Pages as source code:
-- Begin --

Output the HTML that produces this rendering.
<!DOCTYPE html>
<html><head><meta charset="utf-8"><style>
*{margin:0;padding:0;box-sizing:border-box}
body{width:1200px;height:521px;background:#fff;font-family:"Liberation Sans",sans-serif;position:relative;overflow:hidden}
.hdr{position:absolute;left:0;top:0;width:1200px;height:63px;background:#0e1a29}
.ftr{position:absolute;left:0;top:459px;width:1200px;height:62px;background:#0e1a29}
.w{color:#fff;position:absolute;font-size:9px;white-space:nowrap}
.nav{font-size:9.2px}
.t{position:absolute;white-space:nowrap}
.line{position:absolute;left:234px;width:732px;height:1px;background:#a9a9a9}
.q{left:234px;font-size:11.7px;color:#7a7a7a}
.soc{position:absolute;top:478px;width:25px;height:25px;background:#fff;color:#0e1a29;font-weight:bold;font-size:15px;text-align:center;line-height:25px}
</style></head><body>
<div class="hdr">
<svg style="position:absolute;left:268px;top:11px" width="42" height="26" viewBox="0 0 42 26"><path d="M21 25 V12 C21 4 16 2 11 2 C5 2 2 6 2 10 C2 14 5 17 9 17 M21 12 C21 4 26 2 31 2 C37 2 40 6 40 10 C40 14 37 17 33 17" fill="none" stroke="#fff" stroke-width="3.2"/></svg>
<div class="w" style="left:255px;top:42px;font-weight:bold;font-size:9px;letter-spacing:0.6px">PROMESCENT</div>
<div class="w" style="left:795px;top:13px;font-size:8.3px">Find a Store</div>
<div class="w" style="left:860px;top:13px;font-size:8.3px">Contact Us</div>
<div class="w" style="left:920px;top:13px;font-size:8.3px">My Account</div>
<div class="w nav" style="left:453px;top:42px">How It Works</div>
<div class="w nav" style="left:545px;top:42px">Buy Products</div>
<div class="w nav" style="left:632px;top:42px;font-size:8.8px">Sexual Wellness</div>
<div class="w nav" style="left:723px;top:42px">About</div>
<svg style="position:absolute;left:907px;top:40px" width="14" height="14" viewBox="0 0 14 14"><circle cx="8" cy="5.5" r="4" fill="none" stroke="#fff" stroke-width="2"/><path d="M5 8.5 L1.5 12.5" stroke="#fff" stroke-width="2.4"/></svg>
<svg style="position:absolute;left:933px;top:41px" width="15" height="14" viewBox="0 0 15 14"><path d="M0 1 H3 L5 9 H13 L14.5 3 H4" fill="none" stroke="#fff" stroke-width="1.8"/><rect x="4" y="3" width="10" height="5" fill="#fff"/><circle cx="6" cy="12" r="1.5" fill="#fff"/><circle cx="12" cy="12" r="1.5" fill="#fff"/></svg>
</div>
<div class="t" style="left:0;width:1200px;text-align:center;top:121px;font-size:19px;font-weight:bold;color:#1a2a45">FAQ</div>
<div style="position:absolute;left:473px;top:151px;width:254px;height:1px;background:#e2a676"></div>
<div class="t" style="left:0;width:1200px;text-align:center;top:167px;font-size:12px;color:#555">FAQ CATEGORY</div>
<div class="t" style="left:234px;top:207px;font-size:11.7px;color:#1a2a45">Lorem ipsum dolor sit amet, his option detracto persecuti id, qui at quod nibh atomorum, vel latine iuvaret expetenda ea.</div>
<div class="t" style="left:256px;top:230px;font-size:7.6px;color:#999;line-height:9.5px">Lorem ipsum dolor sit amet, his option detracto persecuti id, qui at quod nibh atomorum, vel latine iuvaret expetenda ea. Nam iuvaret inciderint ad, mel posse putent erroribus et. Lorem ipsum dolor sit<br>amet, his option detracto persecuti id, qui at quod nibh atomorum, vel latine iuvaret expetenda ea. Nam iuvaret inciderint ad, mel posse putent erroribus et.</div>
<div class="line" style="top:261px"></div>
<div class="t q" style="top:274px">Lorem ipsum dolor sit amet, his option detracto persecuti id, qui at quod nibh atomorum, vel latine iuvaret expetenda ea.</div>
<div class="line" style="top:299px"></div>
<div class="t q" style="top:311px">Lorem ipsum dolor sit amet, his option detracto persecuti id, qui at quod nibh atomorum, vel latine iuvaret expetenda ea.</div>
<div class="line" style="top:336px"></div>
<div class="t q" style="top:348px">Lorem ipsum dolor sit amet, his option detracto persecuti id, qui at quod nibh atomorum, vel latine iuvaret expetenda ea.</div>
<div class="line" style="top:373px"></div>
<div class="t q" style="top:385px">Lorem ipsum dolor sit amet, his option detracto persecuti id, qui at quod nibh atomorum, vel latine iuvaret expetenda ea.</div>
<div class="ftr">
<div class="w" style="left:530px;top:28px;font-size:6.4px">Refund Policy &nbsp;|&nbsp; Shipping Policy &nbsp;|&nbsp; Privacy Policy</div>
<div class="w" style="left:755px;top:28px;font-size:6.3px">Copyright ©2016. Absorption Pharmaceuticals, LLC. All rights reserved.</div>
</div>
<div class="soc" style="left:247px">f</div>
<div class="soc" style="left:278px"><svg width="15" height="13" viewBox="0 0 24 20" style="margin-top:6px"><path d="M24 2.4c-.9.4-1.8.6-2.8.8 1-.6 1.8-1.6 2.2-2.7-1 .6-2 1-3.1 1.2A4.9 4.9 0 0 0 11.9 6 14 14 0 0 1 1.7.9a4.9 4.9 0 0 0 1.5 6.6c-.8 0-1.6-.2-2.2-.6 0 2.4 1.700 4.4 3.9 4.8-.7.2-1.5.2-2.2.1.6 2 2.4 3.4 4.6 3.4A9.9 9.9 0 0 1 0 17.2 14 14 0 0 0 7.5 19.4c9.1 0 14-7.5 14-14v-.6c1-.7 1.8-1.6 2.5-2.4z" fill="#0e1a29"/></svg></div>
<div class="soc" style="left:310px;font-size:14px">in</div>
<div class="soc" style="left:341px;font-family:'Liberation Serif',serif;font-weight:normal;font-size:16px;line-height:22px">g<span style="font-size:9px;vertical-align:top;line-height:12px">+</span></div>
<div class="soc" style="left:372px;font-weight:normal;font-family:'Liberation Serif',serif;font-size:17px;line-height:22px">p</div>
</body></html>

-- End --
-- Begin --

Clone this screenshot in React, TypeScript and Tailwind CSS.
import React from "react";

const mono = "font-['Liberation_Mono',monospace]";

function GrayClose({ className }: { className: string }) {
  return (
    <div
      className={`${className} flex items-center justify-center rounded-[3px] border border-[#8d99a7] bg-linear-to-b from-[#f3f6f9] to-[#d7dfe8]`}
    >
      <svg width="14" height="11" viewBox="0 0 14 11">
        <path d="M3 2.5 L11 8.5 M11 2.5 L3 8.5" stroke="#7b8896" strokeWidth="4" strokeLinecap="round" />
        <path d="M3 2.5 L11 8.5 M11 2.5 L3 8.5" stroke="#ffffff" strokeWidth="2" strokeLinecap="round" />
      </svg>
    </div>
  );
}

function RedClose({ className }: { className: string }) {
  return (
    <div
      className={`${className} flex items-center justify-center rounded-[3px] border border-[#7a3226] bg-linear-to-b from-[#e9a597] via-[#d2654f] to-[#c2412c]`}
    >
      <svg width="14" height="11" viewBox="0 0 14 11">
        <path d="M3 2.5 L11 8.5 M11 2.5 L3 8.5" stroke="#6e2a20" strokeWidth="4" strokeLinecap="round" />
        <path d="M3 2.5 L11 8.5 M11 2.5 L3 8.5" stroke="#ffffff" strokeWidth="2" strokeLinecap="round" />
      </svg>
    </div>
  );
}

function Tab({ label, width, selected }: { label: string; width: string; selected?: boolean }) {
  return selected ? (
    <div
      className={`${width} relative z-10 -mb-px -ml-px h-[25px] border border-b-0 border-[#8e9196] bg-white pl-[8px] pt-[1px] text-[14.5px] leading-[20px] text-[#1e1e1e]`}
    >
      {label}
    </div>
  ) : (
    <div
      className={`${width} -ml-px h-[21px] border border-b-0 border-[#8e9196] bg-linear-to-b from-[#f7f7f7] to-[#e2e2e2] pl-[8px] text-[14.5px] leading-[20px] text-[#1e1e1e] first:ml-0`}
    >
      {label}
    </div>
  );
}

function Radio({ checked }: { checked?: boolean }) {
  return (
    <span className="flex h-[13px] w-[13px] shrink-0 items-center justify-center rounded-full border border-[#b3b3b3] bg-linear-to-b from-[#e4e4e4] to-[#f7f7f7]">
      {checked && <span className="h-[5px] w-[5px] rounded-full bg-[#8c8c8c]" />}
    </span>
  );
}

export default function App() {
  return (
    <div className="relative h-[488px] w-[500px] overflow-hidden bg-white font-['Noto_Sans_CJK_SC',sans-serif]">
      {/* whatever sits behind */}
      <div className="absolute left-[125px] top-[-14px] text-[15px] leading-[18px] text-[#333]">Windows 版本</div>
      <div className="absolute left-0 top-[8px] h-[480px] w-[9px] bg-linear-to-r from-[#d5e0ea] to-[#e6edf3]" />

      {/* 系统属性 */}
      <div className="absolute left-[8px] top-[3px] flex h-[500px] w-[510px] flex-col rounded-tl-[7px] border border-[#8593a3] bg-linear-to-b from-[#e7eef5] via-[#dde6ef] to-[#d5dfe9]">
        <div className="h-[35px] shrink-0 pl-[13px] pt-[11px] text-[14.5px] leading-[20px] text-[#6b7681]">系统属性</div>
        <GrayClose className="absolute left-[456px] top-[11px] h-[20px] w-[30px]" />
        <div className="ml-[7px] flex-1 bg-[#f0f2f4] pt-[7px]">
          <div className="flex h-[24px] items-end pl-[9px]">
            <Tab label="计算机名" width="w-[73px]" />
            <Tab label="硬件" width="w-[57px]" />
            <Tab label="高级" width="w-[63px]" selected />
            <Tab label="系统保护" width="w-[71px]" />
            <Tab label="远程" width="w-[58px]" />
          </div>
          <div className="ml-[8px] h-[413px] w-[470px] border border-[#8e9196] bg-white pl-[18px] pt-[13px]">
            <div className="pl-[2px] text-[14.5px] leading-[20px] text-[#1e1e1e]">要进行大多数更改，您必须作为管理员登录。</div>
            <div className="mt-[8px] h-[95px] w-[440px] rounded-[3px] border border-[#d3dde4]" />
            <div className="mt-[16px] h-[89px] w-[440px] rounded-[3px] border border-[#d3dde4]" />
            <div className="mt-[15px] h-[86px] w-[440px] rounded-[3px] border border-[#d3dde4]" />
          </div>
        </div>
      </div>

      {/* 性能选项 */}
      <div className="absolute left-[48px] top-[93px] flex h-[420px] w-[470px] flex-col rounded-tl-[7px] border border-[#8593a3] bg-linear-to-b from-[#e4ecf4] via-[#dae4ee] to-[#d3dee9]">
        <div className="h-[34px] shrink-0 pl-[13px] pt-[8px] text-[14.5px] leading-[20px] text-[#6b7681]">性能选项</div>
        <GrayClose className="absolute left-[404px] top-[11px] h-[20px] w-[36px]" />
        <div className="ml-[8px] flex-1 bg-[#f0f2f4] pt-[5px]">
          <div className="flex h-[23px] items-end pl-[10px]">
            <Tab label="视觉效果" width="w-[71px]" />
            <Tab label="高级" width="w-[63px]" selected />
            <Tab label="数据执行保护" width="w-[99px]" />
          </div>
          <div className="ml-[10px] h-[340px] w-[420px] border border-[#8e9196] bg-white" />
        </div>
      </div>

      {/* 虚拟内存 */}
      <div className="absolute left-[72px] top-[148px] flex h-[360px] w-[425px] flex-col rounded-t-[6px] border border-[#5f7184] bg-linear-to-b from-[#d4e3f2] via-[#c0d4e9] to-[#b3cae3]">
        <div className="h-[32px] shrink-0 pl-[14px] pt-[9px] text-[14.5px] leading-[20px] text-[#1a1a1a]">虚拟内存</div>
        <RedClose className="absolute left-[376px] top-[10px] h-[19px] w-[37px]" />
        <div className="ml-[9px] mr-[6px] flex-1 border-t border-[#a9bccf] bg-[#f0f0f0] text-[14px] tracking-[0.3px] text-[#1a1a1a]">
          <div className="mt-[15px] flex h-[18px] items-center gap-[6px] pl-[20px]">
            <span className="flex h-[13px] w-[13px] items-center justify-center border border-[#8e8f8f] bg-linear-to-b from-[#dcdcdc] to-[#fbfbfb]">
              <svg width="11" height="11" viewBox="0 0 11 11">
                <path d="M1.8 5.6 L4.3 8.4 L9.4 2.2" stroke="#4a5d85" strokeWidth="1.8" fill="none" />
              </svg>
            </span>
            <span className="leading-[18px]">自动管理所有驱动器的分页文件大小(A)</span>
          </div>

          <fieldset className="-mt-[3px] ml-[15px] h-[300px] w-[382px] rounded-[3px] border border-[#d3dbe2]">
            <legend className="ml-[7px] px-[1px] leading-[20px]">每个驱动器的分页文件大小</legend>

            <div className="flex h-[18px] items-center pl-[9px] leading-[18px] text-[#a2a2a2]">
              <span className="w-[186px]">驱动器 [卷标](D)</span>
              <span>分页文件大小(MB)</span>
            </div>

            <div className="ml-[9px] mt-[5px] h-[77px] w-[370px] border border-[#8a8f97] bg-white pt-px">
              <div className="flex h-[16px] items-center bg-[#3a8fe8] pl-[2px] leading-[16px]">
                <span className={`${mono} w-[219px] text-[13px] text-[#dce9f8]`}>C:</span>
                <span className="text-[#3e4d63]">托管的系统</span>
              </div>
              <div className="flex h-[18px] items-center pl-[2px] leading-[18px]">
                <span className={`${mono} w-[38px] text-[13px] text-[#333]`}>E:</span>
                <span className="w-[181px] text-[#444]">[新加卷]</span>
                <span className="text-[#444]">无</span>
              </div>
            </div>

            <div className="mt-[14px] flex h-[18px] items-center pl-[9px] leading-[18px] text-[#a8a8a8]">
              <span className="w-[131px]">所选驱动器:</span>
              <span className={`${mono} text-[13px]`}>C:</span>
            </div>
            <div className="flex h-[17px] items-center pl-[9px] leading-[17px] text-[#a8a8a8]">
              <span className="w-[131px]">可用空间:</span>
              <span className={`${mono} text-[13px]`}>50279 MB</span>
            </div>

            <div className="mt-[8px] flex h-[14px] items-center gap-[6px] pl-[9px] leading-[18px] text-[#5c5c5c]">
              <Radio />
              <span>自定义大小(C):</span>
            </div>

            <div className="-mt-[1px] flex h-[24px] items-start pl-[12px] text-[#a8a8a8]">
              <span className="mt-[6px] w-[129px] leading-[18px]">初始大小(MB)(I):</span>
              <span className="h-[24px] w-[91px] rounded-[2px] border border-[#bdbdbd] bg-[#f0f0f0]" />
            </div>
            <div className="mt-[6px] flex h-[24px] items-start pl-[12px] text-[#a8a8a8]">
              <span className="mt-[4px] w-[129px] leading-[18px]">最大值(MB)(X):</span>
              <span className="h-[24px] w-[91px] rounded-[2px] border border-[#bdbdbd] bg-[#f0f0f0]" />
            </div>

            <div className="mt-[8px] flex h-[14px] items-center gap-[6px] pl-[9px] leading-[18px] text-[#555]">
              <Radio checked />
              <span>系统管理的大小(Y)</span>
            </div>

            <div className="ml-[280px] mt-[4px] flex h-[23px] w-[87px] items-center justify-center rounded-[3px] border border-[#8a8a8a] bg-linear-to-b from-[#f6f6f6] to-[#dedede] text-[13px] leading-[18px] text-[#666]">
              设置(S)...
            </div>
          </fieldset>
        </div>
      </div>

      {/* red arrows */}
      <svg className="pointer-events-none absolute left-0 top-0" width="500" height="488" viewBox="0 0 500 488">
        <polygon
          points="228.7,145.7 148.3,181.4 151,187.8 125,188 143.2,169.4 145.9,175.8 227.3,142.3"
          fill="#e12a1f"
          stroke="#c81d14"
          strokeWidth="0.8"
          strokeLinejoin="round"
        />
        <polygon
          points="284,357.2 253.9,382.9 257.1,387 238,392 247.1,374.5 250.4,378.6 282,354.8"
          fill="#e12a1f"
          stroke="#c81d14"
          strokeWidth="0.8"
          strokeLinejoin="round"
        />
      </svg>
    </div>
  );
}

-- End --

• What the task requires
Which lines hold the string "React"? List them all.

• The result
Clone this screenshot in React, TypeScript and Tailwind CSS.
import React from "react";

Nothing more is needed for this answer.